Weed hadn't been that cheap since 1979.

And for putting it on sale at the rock-bottom price of $1 gram, a medical marijuana dispensary in Pennsylvania earned a sharp rebuke from the state Department of Health.

Justice Grown Pennsylvania operates dispensaries in the northeastern part of the state.

Last week, at its Edwardsville shop, right over the bridge from Wilkes-Barre, the chain celebrated its first sales of  marijuana "flower" by offering two strains at $1 a gram. They were the only store in the state to offer it at that price point.

Patients, who learned about the almost-too-good-to-be-true deal through Facebook, lined up early at a coal-country strip mall last Wednesday for their shot at super-cheap samples of Lemon Sweet Skunk and Cherry Diesel. Each patient was limited to two grams. Usually those strains, produced by the grower Terrapin Pennsylvania, sell for $10 to $15 a gram.

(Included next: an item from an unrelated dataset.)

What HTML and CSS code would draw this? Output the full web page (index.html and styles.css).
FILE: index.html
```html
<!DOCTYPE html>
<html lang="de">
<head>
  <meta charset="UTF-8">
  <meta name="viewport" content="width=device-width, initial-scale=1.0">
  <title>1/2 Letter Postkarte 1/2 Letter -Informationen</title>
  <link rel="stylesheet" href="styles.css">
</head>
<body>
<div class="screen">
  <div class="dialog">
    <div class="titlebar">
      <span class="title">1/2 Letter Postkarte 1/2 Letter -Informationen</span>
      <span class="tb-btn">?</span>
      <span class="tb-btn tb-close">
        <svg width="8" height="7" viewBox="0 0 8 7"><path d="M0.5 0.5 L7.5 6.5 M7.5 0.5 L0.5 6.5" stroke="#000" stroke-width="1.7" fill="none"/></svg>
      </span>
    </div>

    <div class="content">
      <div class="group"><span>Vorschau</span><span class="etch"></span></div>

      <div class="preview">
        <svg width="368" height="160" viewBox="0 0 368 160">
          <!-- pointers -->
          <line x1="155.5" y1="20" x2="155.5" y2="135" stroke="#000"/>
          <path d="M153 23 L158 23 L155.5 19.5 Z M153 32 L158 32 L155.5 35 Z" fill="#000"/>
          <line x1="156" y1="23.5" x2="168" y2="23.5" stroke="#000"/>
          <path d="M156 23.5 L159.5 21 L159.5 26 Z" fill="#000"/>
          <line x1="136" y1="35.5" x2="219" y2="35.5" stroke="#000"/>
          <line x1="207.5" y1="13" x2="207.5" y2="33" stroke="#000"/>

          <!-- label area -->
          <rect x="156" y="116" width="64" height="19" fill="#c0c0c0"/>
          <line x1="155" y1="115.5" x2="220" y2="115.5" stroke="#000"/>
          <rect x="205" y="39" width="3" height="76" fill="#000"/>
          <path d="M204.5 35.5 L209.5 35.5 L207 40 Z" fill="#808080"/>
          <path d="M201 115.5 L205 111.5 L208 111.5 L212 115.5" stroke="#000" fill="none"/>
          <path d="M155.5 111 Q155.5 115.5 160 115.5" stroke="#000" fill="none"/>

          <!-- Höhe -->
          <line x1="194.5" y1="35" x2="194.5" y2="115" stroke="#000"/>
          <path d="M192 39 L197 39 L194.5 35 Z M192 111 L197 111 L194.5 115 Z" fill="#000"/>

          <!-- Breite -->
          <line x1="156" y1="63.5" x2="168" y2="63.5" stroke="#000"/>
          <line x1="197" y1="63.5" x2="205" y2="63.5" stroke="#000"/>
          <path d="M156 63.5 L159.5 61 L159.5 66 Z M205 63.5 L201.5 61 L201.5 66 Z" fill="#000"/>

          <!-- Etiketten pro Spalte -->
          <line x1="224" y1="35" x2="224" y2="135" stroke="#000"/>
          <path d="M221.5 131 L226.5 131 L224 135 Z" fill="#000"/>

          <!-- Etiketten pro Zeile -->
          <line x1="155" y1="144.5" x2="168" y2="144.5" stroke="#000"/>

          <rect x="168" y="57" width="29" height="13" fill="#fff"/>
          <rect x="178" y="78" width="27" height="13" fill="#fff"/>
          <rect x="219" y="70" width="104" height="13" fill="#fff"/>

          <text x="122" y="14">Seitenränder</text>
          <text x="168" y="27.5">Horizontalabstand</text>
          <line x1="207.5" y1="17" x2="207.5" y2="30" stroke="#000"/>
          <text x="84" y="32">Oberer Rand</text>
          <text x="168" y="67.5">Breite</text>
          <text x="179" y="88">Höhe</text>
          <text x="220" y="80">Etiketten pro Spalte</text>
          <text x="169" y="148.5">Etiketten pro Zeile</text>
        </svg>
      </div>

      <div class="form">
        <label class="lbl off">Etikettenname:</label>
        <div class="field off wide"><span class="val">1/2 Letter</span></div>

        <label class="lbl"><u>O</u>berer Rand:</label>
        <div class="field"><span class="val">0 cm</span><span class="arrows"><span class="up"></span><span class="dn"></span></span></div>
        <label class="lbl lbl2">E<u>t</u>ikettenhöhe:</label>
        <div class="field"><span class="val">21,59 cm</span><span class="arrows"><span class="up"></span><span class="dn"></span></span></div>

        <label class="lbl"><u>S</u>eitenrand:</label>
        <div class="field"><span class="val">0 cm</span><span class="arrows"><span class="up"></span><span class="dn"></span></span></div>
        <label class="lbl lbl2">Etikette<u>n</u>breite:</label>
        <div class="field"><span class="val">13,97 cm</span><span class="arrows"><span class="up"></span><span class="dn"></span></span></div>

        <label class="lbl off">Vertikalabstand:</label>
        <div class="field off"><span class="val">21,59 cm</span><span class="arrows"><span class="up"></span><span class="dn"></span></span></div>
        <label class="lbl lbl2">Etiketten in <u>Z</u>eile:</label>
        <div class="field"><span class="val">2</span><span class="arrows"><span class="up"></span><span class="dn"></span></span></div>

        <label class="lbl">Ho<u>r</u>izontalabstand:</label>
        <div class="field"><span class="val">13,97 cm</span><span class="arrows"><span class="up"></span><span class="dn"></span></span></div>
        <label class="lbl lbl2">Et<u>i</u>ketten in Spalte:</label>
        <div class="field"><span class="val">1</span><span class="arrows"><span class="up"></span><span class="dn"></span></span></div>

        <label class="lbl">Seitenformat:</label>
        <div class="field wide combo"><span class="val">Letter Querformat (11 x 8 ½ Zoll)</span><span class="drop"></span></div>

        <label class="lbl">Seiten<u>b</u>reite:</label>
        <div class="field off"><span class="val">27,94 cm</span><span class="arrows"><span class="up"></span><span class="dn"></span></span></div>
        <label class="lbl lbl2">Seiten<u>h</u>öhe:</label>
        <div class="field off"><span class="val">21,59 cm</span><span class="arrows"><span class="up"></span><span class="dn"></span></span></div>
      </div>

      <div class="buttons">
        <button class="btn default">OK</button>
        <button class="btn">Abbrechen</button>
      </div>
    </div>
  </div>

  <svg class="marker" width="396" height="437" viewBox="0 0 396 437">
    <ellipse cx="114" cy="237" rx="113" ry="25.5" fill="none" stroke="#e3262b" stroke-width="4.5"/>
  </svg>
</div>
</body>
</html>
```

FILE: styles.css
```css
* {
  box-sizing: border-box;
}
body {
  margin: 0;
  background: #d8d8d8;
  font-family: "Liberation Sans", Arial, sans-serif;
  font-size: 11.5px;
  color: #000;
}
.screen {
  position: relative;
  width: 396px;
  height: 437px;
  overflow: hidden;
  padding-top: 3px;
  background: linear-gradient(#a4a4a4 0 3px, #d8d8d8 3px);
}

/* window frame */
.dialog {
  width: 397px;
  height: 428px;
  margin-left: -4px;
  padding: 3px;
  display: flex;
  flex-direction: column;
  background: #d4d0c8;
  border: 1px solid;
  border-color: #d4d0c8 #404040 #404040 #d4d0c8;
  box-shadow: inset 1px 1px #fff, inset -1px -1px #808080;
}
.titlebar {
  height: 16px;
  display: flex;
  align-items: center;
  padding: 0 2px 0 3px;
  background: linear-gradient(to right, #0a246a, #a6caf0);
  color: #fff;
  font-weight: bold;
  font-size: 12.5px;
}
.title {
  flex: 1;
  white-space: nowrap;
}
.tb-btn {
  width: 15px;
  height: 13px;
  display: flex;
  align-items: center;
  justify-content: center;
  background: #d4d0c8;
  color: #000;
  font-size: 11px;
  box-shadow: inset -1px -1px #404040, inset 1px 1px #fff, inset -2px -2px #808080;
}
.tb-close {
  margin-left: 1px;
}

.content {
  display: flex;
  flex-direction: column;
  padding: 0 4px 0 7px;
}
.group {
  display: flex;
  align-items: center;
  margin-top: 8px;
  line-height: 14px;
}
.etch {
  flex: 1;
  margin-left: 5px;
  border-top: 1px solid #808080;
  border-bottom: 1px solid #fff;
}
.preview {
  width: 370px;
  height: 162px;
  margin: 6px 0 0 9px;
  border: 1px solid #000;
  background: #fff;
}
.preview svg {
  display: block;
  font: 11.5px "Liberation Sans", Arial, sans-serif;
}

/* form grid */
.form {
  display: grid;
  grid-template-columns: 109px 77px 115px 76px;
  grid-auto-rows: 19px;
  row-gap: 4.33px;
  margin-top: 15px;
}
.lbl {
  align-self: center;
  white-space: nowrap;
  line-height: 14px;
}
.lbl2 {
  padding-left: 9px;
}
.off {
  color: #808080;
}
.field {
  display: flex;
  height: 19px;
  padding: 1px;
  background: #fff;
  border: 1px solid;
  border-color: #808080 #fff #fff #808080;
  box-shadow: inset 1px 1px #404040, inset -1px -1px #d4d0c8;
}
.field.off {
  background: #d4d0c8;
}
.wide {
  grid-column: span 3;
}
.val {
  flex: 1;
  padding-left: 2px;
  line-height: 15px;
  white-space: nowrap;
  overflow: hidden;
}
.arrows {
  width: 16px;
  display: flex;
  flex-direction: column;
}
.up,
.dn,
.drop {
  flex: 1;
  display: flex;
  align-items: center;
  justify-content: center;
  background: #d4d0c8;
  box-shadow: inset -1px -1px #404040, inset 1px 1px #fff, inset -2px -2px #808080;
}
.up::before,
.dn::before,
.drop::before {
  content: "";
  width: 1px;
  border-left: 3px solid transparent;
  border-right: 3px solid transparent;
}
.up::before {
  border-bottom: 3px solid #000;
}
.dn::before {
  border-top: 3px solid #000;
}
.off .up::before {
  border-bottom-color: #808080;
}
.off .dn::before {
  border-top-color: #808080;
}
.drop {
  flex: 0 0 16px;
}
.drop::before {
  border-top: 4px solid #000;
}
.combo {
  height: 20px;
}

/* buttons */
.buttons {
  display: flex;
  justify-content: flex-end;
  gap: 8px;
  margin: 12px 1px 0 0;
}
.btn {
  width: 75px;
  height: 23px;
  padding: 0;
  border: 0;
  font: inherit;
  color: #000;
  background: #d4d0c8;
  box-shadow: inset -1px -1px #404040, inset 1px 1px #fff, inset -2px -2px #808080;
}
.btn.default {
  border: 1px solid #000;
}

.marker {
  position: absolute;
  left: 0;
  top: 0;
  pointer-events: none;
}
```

One problem: The state forbids promotions or discounts on cannabis. The state does allow dispensaries to offer "special rates" for veterans and seniors at the discretion of the shop owners.  But coupons and other marketing stunts are verboten.

"It's in the law," said Department of Health spokeswoman April Hutcheson. "The law prohibits discounts. You can't run a promotional sale on medical marijuana. We let them know that they were in violation."

Hutcheson said the department contacted Justice Grown the day before the sale, warning that it was "not an acceptable activity."

Yet 134 patients were able to scoop up bargain-basement priced "dry leaf" — the state's term for plant material —  before Justice Grown exhausted the inventory.

Was it legal?

"It was completely compliant," said Justice Grown Pennsylvania's CEO, Abbe Kruger. "It didn't even fit the definition of a discount because it had never been priced before. We just priced it that low."

That's one way to work around the law.

The store sold 268 grams of "popcorn bud," the smaller but no-less potent flowers of the cannabis strains, for a buck each.

"It was the first day we had flower," Kruger said. "Some dispensaries had parties, but this was our way of celebrating. I think it was our way of giving a gift to our patients."

Hutcheson said the Department of Health just wanted "to make sure they don't knowingly violate any parts of the regulations."

In other words, don't expect any more fire sales to happen again soon.

"We want to make sure they continue to provide medicines to patients but also comply with the law," Hutcheson said. "We realize this is a new business structure. There isn't a formula [for discipline]. We're working through it."